[START Exercise inputs]
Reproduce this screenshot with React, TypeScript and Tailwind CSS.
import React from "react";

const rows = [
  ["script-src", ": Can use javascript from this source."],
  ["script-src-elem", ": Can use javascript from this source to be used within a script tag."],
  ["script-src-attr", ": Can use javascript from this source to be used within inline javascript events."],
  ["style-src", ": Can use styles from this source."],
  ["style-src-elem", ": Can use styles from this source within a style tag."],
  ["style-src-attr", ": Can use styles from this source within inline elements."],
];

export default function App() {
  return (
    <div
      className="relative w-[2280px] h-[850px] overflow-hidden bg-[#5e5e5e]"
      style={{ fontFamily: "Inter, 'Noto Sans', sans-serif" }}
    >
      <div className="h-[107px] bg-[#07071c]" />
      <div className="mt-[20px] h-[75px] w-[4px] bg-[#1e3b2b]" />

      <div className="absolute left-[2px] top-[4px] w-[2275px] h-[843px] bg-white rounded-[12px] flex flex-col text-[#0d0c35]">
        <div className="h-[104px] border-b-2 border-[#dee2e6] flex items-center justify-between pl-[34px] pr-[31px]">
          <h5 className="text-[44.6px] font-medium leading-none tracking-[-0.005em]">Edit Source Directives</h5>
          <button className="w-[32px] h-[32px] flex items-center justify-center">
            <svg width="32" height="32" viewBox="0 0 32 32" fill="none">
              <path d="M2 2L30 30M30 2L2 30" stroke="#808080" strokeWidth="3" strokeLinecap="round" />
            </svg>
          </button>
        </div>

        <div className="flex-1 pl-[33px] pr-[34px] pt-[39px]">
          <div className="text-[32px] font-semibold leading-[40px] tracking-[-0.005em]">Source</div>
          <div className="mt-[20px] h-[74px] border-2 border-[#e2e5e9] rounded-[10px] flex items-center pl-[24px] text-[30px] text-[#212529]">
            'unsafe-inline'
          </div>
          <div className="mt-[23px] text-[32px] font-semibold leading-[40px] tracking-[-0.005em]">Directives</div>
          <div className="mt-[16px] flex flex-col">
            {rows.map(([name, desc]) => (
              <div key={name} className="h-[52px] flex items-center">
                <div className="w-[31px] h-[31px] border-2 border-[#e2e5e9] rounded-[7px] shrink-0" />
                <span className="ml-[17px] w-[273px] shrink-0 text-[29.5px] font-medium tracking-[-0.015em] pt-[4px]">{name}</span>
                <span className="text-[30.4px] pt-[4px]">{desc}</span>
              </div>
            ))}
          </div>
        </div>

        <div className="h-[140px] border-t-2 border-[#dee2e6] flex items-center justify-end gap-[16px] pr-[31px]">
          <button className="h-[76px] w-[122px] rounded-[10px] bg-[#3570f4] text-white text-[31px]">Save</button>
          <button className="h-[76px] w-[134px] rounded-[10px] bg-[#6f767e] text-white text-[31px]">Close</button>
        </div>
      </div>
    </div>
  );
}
[END Exercise inputs]
[START Exercise inputs]
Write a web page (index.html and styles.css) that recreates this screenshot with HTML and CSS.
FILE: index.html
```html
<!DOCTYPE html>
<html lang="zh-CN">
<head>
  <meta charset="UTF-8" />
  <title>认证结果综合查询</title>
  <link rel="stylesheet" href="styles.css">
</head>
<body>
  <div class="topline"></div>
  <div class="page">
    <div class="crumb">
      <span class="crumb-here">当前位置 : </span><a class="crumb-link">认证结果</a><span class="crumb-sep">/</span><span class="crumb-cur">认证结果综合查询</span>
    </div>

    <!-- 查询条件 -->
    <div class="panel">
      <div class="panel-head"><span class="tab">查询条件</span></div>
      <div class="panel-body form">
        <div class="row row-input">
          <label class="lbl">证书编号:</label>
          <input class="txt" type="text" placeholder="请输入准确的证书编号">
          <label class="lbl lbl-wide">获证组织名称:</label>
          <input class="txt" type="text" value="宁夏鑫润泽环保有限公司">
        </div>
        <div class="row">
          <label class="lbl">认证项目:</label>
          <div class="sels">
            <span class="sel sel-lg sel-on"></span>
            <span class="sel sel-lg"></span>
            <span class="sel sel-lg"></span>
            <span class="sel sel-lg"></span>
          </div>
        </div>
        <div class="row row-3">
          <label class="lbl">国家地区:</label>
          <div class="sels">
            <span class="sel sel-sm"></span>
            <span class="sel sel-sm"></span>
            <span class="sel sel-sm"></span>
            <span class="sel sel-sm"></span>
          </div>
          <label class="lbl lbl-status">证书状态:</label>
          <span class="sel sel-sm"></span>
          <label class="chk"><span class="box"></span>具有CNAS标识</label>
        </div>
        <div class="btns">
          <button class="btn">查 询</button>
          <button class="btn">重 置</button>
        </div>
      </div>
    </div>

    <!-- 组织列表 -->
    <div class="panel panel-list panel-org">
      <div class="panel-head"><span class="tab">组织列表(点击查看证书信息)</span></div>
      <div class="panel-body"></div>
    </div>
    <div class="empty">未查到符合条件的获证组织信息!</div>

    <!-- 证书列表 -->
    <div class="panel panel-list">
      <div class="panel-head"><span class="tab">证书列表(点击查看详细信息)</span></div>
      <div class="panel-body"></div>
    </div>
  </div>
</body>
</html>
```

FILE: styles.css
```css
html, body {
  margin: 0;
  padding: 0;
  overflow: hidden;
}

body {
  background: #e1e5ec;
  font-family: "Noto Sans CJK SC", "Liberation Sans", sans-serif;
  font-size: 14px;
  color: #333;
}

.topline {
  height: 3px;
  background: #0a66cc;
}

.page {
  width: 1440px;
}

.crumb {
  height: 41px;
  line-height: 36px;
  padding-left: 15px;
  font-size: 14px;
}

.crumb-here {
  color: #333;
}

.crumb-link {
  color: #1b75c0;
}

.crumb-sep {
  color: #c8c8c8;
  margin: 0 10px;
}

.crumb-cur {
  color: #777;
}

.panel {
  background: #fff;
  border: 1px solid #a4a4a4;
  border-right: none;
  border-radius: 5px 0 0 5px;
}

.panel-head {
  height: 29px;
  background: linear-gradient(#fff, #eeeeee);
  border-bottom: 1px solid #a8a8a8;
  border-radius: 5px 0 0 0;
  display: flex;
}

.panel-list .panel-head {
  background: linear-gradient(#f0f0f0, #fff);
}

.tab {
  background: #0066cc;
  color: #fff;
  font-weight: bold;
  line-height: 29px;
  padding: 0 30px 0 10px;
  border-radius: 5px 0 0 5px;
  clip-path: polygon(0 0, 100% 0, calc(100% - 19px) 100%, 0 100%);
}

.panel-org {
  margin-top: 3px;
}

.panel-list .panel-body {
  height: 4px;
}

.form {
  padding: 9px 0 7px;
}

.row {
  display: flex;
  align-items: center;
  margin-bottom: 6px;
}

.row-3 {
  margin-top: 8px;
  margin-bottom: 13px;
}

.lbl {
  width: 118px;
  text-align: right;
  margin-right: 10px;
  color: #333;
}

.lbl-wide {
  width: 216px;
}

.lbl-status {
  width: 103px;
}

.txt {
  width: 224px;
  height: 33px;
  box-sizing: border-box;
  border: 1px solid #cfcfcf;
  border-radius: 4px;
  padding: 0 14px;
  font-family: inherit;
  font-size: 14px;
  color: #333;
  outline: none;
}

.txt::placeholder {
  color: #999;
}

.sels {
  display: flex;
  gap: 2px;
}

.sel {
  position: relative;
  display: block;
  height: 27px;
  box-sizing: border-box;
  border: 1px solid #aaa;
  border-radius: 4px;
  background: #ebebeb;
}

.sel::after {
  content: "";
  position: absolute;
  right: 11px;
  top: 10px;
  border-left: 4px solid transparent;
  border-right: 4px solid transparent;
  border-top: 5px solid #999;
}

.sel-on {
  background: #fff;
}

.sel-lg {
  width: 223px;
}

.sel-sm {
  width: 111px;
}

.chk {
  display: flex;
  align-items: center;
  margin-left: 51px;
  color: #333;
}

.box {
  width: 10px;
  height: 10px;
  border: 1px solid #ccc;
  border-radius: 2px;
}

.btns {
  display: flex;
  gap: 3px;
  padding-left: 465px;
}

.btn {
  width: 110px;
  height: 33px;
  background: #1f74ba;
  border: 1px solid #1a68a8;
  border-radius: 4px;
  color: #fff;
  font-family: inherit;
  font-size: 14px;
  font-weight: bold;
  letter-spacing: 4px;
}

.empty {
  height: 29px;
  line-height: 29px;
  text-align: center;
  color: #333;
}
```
[END Exercise inputs]
> Problem to solve:
The line containing "Reproduce this screenshot" opens the part, and the line containing "import React from" closes it. Output that part exactly, with both, and only that.

> Output for this task:
Reproduce this screenshot with React, TypeScript and Tailwind CSS.
import React from "react";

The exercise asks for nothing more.